If you want to pursue this matter, will you *please* finally now spell out
the criteria you think we should be using? Mine are on the table: where are
yours?
Should any given Basque word, such as <tximeleta> 'butterfly' or <tutur>
'crest', be included in my list or excluded from it? And on the basis of
what criteria?
Answer, please -- and now.
As far as I can see, I'm already being maximally careful, while you're
urging me to throw caution to the winds and to toss all sorts of implausible
things into the Pre-Basque basket just because it pleases you to see them
there.
> Under Larry Trask's criteria for inclusion in his data set,
> some polysyllabic monomorphemic words, a set which would
> generally include all but the most common expressives,
> are disproportionately disfavored for written records
> because of their meanings.
Really? And what leads you to believe this? What evidence do you have to
support such a conclusion?
> Although "txitxi" 'chick' is perhaps recorded early
> (Trask did not say otherwise in his message dealing with it),
> Trask says it sticks out a mile.
> I assume he means the two voiceless stops,
> and the voiceless stop initial.
Some confusion here.
First, <txitxi> has two affricates, and it is pronounced rather like English
'chee-chee'.
Second, <txitxi> does not mean 'chick': it is a nursery word meaning 'meat'.

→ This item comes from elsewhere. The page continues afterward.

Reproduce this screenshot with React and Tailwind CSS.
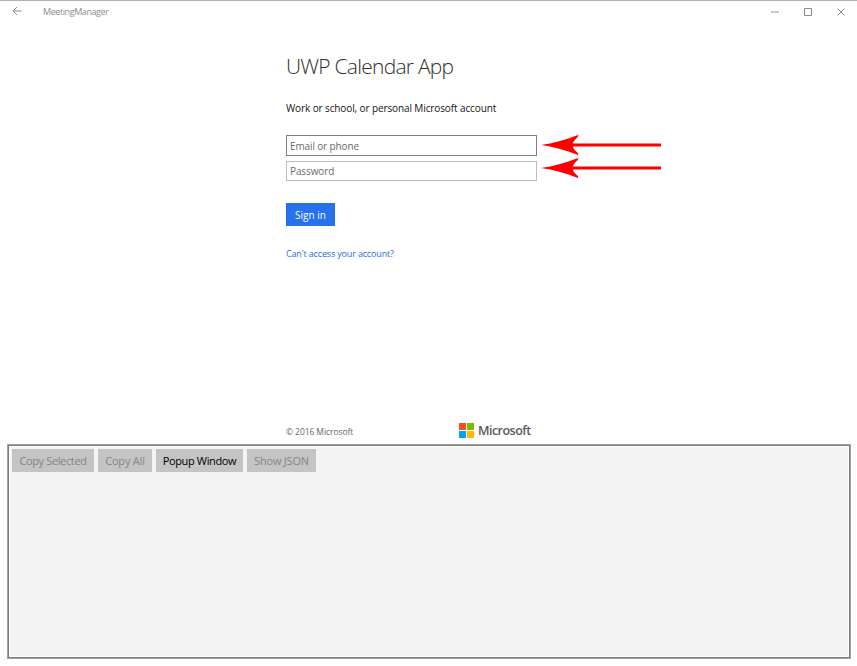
import React from "react";

function Arrow() {
  return (
    <svg width="121" height="22" viewBox="0 0 121 22" className="block">
      <path
        d="M0 11 C12 9.4 24 6.2 37 1 C37.6 1.4 37.3 2.2 36.3 3.4 C33.6 6 32 8 31.8 9.4 H120 V12.4 H31.8 C32 14 33.6 16 36.3 18.6 C37.3 19.8 37.6 20.6 37 21 C24 15.8 12 12.6 0 11 Z"
        fill="#fe0000"
      />
    </svg>
  );
}

function TitleBar() {
  return (
    <header className="flex h-[23px] items-center border-t border-[#b3b3b3] text-[#8c8c8c]">
      <svg width="10" height="10" viewBox="0 0 10 10" fill="none" stroke="#8c8c8c" className="ml-3 -mt-[2px]">
        <path d="M9.5 5H1M5 1L1 5l4 4" />
      </svg>
      <span className="ml-[21px] text-[9px] leading-3 tracking-[-0.42px]">MeetingManager</span>
      <svg width="8" height="8" viewBox="0 0 8 8" fill="none" stroke="#999999" className="ml-auto">
        <path d="M0 4h8" />
      </svg>
      <svg width="8" height="8" viewBox="0 0 8 8" fill="none" stroke="#8c8c8c" className="ml-[25px]">
        <path d="M.5.5h7v7h-7z" />
      </svg>
      <svg width="8" height="8" viewBox="0 0 8 8" fill="none" stroke="#8c8c8c" className="ml-[25px] mr-3">
        <path d="M.5.5l7 7M7.5.5l-7 7" />
      </svg>
    </header>
  );
}

function SignIn() {
  return (
    <main className="ml-[286px] flex h-[421px] flex-col items-start">
      <h1 className="mt-[29px] text-[21px] font-light leading-7 tracking-[-0.75px] text-[#303030]">UWP Calendar App</h1>
      <p className="mt-5 text-[10px] leading-4 tracking-[-0.11px] text-[#141414]">
        Work or school, or personal Microsoft account
      </p>
      <div className="relative mt-[19px] flex h-[21px] w-[251px] items-center border border-[#808080] pl-[3px] text-[10px] leading-4 tracking-[-0.13px] text-[#6b6b6b]">
        <span>Email or phone</span>
        <div className="absolute left-[254px] top-[-2px]"><Arrow /></div>
      </div>
      <div className="relative mt-[5px] flex h-[20px] w-[251px] items-center border border-[#bdbdbd] pl-[3px] text-[10px] leading-4 tracking-[-0.1px] text-[#6b6b6b]">
        <span>Password</span>
        <div className="absolute left-[254px] top-[-5px]"><Arrow /></div>
      </div>
      <button className="mt-[22px] flex h-[23px] w-[49px] items-center justify-center bg-[#2672ec] text-[10px] leading-4 text-white">
        <span>Sign in</span>
      </button>
      <a className="mt-[22px] text-[9px] leading-3 tracking-[-0.16px] text-[#1f6de6]">Can't access your account?</a>
      <div className="mt-auto flex w-[246px] items-center pb-[5px]">
        <span className="mt-[3px] text-[8.5px] leading-3 tracking-[-0.08px] text-[#666666]">© 2016 Microsoft</span>
        <div className="ml-auto grid grid-cols-2 gap-px">
          <i className="size-[7px] bg-[#f25022]" />
          <i className="size-[7px] bg-[#7fba00]" />
          <i className="size-[7px] bg-[#00a4ef]" />
          <i className="size-[7px] bg-[#ffb900]" />
        </div>
        <span className="ml-1 mt-[2px] w-[54px] text-[12.5px] font-semibold leading-4 tracking-[-0.53px] text-[#595959]">Microsoft</span>
      </div>
    </main>
  );
}

function LogPanel() {
  return (
    <section className="ml-[7px] mr-[6px] h-[215px] border border-[#a3a3a3] bg-white">
      <div className="h-full border border-[#7d7d7d] p-px">
        <div className="flex h-full gap-1 bg-[#f4f4f4] pl-[2px] pt-[2px] text-[11px] leading-4 tracking-[-0.36px] text-[#858585]">
          <button className="flex h-[23px] w-[82px] items-center justify-center bg-[#c4c4c4]"><span>Copy Selected</span></button>
          <button className="flex h-[23px] w-[54px] items-center justify-center bg-[#c4c4c4]"><span className="tracking-[-0.2px]">Copy All</span></button>
          <button className="flex h-[23px] w-[87px] items-center justify-center bg-[#c4c4c4] text-black"><span>Popup Window</span></button>
          <button className="flex h-[23px] w-[69px] items-center justify-center bg-[#c4c4c4]"><span className="tracking-[-0.2px]">Show JSON</span></button>
        </div>
      </div>
    </section>
  );
}

export default function App() {
  return (
    <div className="h-[666px] w-[857px] overflow-hidden whitespace-nowrap bg-white font-['Open_Sans','Noto_Sans',sans-serif]">
      <TitleBar />
      <SignIn />
      <LogPanel />
    </div>
  );
}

The word for 'chick' is usually <txito> or <txita>, with variants <xito> and
<txitxa>. This word is recorded from 1571 -- very early, by Basque
standards. It will probably satisfy my criteria and go into my list. But
it will indeed stand out a mile, with its peculiar phonological form. And
the origin of that peculiar form is obvious: this is a word of imitative
origin. It has the same motivation as the English word 'cheep'. And, by
the way, there is a British word 'cheeper', meaning 'chick (of a game
bird)', recorded from 1611. And, of course, there is the American word
'peeper' for a certain kind of cheeping frog.
> Words for 'butterfly' probably were also not recorded early,
> among many others.
Well, *one* word for 'butterfly' is recorded in 1562 -- very early by Basque
standards. That word has disappeared completely from the language. The
most widespread word today is only recorded from 1912, and apparently did
not even exist in 1905.
Lloyd, what conclusions do you draw from observations such as these?
My conclusions are clear: words for 'butterfly' in Basque are overwhelmingly
of expressive origin, and they are unstable and subject to frequent
alteration and replacement. Accordingly, they are useless as evidence for
Pre-Basque.
> Some of those for 'butterfly' are monomorphemic,
> at least under the sensible understanding that the
> so-called reduplication is not a separate morpheme
> unless some word exists with it removed, rather
> the reduplication is a part of the shape of the root of
> a number of expressive words. Half of a reduplicated
> form is not a functioning morpheme in such cases.
> Trask has argued that the endings of some of these words,
> such as /-leta/ etc. are not suffixes, not analyzable
> as productive Basque morphemes. If so, the forms are
> monomorphemic.
Arguably, yes, but there is a problem in that the first elements often
recur. Recall the cases like <txitxipapa>, <txitxidola>, and <txitxitera>,
all 'butterfly'. The first element recurs, but the second elements are
unique to these individual words.
Anyway, consider an English parallel: say, 'ta-ra-ra-boom-de-ay'.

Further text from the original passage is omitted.